*** Recorded information ***
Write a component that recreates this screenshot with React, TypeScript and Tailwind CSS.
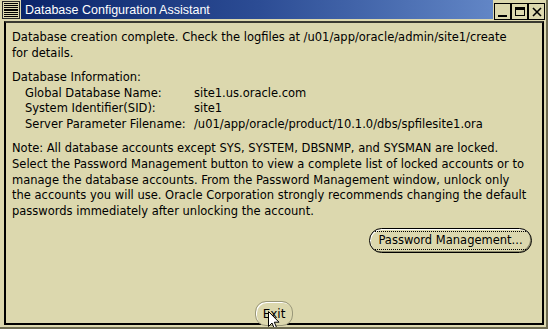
const BODY = "font-['DejaVu_Sans',sans-serif] text-[11.5px] text-black";

function MenuIcon() {
  return (
    <div className="w-[18px] h-[18px] border border-[#2a2a2a] bg-[#dcd8ae] flex flex-col justify-between px-[1px] py-[1px]">
      {[0, 1, 2, 3, 4, 5, 6, 7].map((i) => (
        <div key={i} className="h-[1px] bg-black" />
      ))}
    </div>
  );
}

function WinButton({ children }: { children: React.ReactNode }) {
  return (
    <div className="w-[17px] h-[17px] border border-black bg-[#dcd8ae] flex items-center justify-center">
      {children}
    </div>
  );
}

function Cursor() {
  return (
    <svg
      className="absolute left-[268px] top-[311px]"
      width="13"
      height="20"
      viewBox="0 0 13 20"
    >
      <path
        d="M0.5 0.5 L0.5 15.5 L4 12 L6.5 18 L8.8 17 L6.3 11.2 L11 11.2 Z"
        fill="#fff"
        stroke="#000"
        strokeWidth="1"
      />
    </svg>
  );
}

export default function App() {
  return (
    <div className="relative w-[548px] h-[329px] overflow-hidden bg-[#dcd8ae] border-r-2 border-b-2 border-[#6e6c52] flex flex-col">
      {/* title bar */}
      <div className="flex h-[21px] pl-[2px] pt-[1px]">
        <MenuIcon />
        <div className="ml-[1px] h-[19px] -mt-[1px] w-[472px] bg-gradient-to-r from-[#0a246a] via-[#2c4c94] to-[#6286c6] pl-[4px] leading-[20px] text-white text-[12.5px] font-['Liberation_Sans',sans-serif]">
          Database Configuration Assistant
        </div>
        <div className="flex ml-[1px] mt-[2px]">
          <WinButton>
            <div className="w-[9px] h-[2px] bg-black mt-[8px]" />
          </WinButton>
          <WinButton>
            <div className="w-[10px] h-[9px] border border-black border-t-[3px]" />
          </WinButton>
          <WinButton>
            <svg width="10" height="10" viewBox="0 0 10 10">
              <path d="M1 1 L9 9 M9 1 L1 9" stroke="#000" strokeWidth="1.6" />
            </svg>
          </WinButton>
        </div>
      </div>

      {/* content panel */}
      <div className={`flex-1 ml-[4px] mr-[2px] mb-[2px] border-2 border-black border-t-[#3a3a30] flex flex-col px-[6px] pt-[7px] ${BODY}`}>
        <div className="leading-[15.5px] whitespace-nowrap">
          <div>Database creation complete. Check the logfiles at /u01/app/oracle/admin/site1/create</div>
          <div>for details.</div>
        </div>

        <div className="mt-[9px] leading-[15.5px] whitespace-nowrap">
          <div>Database Information:</div>
          <div className="grid grid-cols-[169px_1fr] pl-[13px]">
            <span>Global Database Name:</span>
            <span>site1.us.oracle.com</span>
            <span>System Identifier(SID):</span>
            <span>site1</span>
            <span>Server Parameter Filename:</span>
            <span>/u01/app/oracle/product/10.1.0/dbs/spfilesite1.ora</span>
          </div>
        </div>

        <div className="mt-[9px] leading-[15.8px] whitespace-nowrap">
          <div>Note: All database accounts except SYS, SYSTEM, DBSNMP, and SYSMAN are locked.</div>
          <div>Select the Password Management button to view a complete list of locked accounts or to</div>
          <div>manage the database accounts. From the Password Management window, unlock only</div>
          <div>the accounts you will use. Oracle Corporation strongly recommends changing the default</div>
          <div>passwords immediately after unlocking the account.</div>
        </div>

        <div className="flex justify-end mt-[8px] pr-[4px]">
          <button className="h-[25px] w-[163px] rounded-full border border-black bg-[#dcd8ae] shadow-[inset_1px_1px_0_#ffffff,inset_-1px_-1px_0_#8c8a6c] flex items-center justify-center">
            <span className="border-y border-dotted border-black leading-[17px] px-[3px]">
              Password Management...
            </span>
          </button>
        </div>

        <div className="flex-1" />

        <div className="flex justify-center -mb-[3px]">
          <button className="relative h-[25px] w-[38px] rounded-[11px] border border-[#9a987a] bg-[#dcd8ae] shadow-[inset_1px_1px_0_#ffffff] text-[12px]">
            Exit
          </button>
        </div>
      </div>

      <Cursor />
    </div>
  );
}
***
(What needs to be done): Quote the material in full and exactly; do not carry over its pictures.

(Solution to this exercise):
Write a component that recreates this screenshot with React, TypeScript and Tailwind CSS.
const BODY = "font-['DejaVu_Sans',sans-serif] text-[11.5px] text-black";

function MenuIcon() {
  return (
    <div className="w-[18px] h-[18px] border border-[#2a2a2a] bg-[#dcd8ae] flex flex-col justify-between px-[1px] py-[1px]">
      {[0, 1, 2, 3, 4, 5, 6, 7].map((i) => (
        <div key={i} className="h-[1px] bg-black" />
      ))}
    </div>
  );
}

function WinButton({ children }: { children: React.ReactNode }) {
  return (
    <div className="w-[17px] h-[17px] border border-black bg-[#dcd8ae] flex items-center justify-center">
      {children}
    </div>
  );
}

function Cursor() {
  return (
    <svg
      className="absolute left-[268px] top-[311px]"
      width="13"
      height="20"
      viewBox="0 0 13 20"
    >
      <path
        d="M0.5 0.5 L0.5 15.5 L4 12 L6.5 18 L8.8 17 L6.3 11.2 L11 11.2 Z"
        fill="#fff"
        stroke="#000"
        strokeWidth="1"
      />
    </svg>
  );
}

export default function App() {
  return (
    <div className="relative w-[548px] h-[329px] overflow-hidden bg-[#dcd8ae] border-r-2 border-b-2 border-[#6e6c52] flex flex-col">
      {/* title bar */}
      <div className="flex h-[21px] pl-[2px] pt-[1px]">
        <MenuIcon />
        <div className="ml-[1px] h-[19px] -mt-[1px] w-[472px] bg-gradient-to-r from-[#0a246a] via-[#2c4c94] to-[#6286c6] pl-[4px] leading-[20px] text-white text-[12.5px] font-['Liberation_Sans',sans-serif]">
          Database Configuration Assistant
        </div>
        <div className="flex ml-[1px] mt-[2px]">
          <WinButton>
            <div className="w-[9px] h-[2px] bg-black mt-[8px]" />
          </WinButton>
          <WinButton>
            <div className="w-[10px] h-[9px] border border-black border-t-[3px]" />
          </WinButton>
          <WinButton>
            <svg width="10" height="10" viewBox="0 0 10 10">
              <path d="M1 1 L9 9 M9 1 L1 9" stroke="#000" strokeWidth="1.6" />
            </svg>
          </WinButton>
        </div>
      </div>

      {/* content panel */}
      <div className={`flex-1 ml-[4px] mr-[2px] mb-[2px] border-2 border-black border-t-[#3a3a30] flex flex-col px-[6px] pt-[7px] ${BODY}`}>
        <div className="leading-[15.5px] whitespace-nowrap">
          <div>Database creation complete. Check the logfiles at /u01/app/oracle/admin/site1/create</div>
          <div>for details.</div>
        </div>

        <div className="mt-[9px] leading-[15.5px] whitespace-nowrap">
          <div>Database Information:</div>
          <div className="grid grid-cols-[169px_1fr] pl-[13px]">
            <span>Global Database Name:</span>
            <span>site1.us.oracle.com</span>
            <span>System Identifier(SID):</span>
            <span>site1</span>
            <span>Server Parameter Filename:</span>
            <span>/u01/app/oracle/product/10.1.0/dbs/spfilesite1.ora</span>
          </div>
        </div>

        <div className="mt-[9px] leading-[15.8px] whitespace-nowrap">
          <div>Note: All database accounts except SYS, SYSTEM, DBSNMP, and SYSMAN are locked.</div>
          <div>Select the Password Management button to view a complete list of locked accounts or to</div>
          <div>manage the database accounts. From the Password Management window, unlock only</div>
          <div>the accounts you will use. Oracle Corporation strongly recommends changing the default</div>
          <div>passwords immediately after unlocking the account.</div>
        </div>

        <div className="flex justify-end mt-[8px] pr-[4px]">
          <button className="h-[25px] w-[163px] rounded-full border border-black bg-[#dcd8ae] shadow-[inset_1px_1px_0_#ffffff,inset_-1px_-1px_0_#8c8a6c] flex items-center justify-center">
            <span className="border-y border-dotted border-black leading-[17px] px-[3px]">
              Password Management...
            </span>
          </button>
        </div>

        <div className="flex-1" />

        <div className="flex justify-center -mb-[3px]">
          <button className="relative h-[25px] w-[38px] rounded-[11px] border border-[#9a987a] bg-[#dcd8ae] shadow-[inset_1px_1px_0_#ffffff] text-[12px]">
            Exit
          </button>
        </div>
      </div>

      <Cursor />
    </div>
  );
}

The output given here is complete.